Count every line in the following entries where the word "styled" appears. Give the count alone.

BEGIN Supplied data

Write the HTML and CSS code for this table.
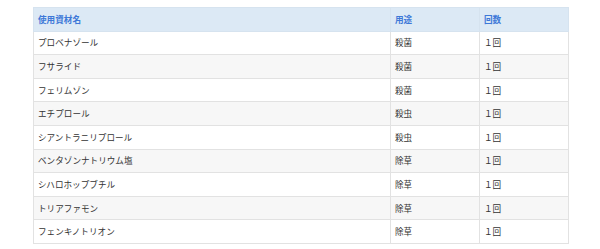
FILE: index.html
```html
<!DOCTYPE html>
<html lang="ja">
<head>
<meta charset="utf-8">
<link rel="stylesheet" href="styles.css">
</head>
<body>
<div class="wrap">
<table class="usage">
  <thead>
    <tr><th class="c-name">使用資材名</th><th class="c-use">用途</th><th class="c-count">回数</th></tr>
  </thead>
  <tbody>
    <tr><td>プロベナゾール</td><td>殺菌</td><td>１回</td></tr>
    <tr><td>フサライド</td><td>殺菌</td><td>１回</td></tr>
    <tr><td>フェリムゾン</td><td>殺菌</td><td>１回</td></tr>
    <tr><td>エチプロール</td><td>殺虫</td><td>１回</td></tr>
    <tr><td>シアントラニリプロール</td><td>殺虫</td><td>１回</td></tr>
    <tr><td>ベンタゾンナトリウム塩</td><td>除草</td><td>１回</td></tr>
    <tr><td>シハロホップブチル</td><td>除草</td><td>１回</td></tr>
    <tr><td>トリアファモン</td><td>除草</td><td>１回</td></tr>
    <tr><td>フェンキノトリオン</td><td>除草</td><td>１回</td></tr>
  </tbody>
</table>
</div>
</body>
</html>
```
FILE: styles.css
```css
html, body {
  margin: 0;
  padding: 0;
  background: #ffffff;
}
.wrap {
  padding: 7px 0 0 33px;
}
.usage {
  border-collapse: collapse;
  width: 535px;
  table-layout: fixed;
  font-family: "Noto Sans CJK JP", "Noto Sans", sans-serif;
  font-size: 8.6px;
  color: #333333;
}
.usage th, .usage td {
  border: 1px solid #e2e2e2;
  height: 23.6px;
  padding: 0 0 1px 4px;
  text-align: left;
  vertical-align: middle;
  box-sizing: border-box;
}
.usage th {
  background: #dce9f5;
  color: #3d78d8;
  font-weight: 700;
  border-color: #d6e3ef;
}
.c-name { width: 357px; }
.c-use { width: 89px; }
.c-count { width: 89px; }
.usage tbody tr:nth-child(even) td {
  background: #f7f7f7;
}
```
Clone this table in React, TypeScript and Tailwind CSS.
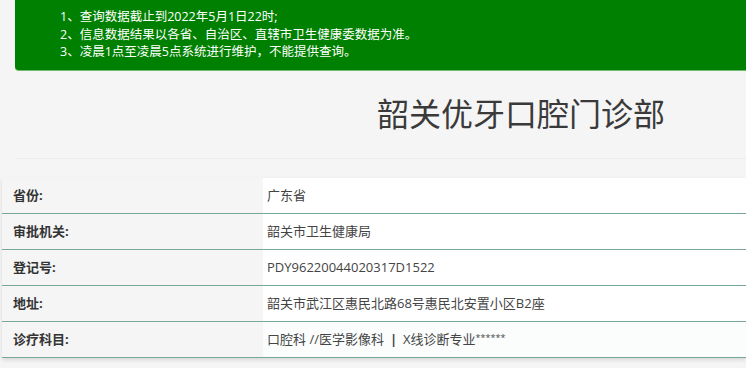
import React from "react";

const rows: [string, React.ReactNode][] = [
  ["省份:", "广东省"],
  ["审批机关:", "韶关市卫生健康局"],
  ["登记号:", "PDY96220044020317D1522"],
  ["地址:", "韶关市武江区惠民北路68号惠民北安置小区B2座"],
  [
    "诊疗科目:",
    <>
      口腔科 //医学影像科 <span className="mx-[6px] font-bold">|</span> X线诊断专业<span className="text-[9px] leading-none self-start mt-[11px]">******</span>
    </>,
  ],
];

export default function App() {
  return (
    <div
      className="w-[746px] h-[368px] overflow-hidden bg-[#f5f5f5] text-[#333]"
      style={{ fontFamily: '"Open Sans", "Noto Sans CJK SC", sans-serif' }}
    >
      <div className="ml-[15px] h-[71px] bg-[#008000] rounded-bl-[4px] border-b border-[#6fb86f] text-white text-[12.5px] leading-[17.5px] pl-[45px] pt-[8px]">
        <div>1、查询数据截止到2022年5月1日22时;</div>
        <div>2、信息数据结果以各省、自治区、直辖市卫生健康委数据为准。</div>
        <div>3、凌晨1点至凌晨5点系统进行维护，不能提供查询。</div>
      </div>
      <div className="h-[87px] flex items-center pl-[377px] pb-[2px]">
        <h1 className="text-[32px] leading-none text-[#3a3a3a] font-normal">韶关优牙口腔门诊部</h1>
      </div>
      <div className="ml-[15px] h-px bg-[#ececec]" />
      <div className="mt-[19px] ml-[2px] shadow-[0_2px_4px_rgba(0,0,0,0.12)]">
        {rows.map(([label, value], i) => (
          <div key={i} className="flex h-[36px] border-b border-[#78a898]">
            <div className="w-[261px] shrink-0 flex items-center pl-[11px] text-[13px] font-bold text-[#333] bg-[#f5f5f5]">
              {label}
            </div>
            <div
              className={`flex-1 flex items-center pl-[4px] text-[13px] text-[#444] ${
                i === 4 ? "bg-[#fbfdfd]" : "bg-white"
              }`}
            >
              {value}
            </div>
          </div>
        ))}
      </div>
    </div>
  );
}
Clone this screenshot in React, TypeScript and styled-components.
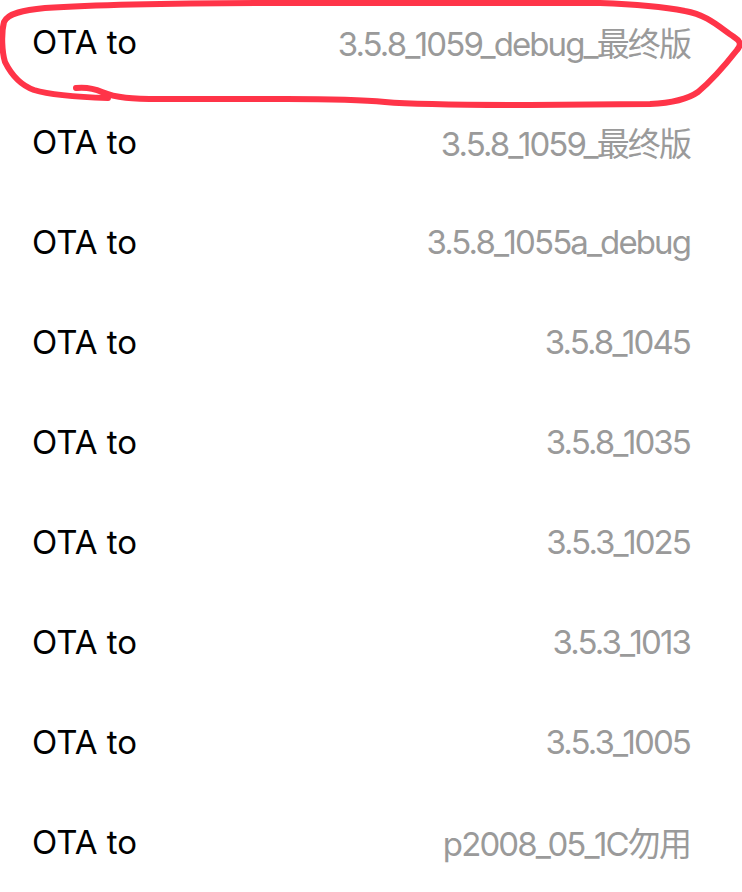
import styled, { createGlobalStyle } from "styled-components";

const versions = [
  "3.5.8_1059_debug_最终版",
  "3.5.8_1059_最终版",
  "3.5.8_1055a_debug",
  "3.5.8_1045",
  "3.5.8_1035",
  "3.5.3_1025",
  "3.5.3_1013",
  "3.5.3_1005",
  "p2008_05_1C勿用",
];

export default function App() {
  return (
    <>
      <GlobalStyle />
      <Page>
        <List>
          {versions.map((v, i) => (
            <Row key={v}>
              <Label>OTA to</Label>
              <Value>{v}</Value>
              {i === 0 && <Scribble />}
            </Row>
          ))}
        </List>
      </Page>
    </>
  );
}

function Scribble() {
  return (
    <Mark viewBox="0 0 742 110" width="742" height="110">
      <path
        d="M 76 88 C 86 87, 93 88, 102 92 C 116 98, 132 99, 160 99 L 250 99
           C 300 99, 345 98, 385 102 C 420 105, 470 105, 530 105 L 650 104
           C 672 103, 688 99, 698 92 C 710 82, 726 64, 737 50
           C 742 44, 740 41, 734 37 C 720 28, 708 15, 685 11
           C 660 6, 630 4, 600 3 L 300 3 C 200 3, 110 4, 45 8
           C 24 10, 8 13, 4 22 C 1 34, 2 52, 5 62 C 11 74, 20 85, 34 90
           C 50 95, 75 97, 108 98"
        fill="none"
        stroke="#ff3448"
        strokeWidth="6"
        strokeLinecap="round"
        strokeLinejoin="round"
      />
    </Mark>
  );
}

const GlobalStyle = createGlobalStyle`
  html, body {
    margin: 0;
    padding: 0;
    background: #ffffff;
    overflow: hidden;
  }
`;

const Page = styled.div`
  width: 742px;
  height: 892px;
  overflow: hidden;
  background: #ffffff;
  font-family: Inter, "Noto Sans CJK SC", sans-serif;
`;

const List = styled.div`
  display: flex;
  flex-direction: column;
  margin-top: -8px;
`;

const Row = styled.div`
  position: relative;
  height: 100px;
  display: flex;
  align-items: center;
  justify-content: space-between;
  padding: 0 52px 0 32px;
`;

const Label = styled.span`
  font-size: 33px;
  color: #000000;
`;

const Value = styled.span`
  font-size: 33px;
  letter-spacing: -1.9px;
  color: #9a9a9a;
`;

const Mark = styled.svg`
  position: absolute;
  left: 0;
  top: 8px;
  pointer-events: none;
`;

END Supplied data

* The answer
8